I told them all was clear, all blanked but I lied. I hoarded. I retained the
knowledge of those earlier times, of the tasks and skills given to me for those
early missions. I saved those bits in folders I made and hid. Beyond the reach
of the Grid.
Now those keepsakes – I like calling them my keepsakes –
lay dormant, inactive, until those times when my cortex fires them into life.

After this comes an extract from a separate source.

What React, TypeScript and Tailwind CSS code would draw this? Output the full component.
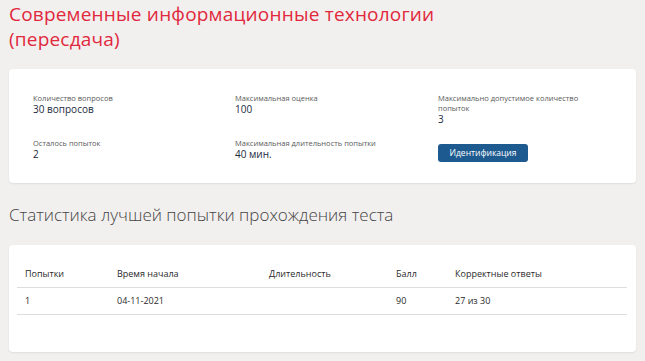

They return to me, grey fogged thoughts without clear definition, snapping into
other memories or impulses, sometimes confusing the mix. I cope by using the
medical supplements they prescribe me. They do help limit the bouts of
psychosis, the odd sniffs of paranoia, and the haunting visions and
recollections of a life led inside a warped purpose to deny that very same
essence in others.
When the Grid hands me another task, I hack into the
vessel that someone has selected to make that task easier, the body judged to
be the most appropriate or the most suitable. I never ask where the vessels
come from, but I report to the Grid if something is wrong afterwards. I care. A
sort of post-mission after-care. I think of them as vessels or vehicles – they
call them clones or skins and at my low points, I call them carcasses – empty until I take over, but they may well be
others just like me, away elsewhere hacked into someone else, chasing their own
mission. Someone could be in my carcass, doing what I do. Would I ever know?
My keepsakes do cause me problems, like too many postcards
of places I visited (or may have visited, I don’t know) spilling out of the
crude heavy album they are kept in. Scattered keepsakes that need saving,
re-inserting, back onto the album pages. My trouble is I hid those folders so
well from the Grid, I’m a little hazy recalling where they all are. Maybe
that’s from too much critical head trauma when I was in earlier carcasses,
running Red Tasks, the tasks I find the hardest.
Perhaps it’s just age – aye, even online in a virtual domain
where my personality is a download on the Grid, I do believe I must be
degrading somehow. Should I revert to an earlier back-up file perhaps? No, I
want this all to end some day, the blessed relief of nothingness, that final
sleep into the realm of the dead. Want it some days. Absolute cravings for the
final demise after other days I have – those really bad days.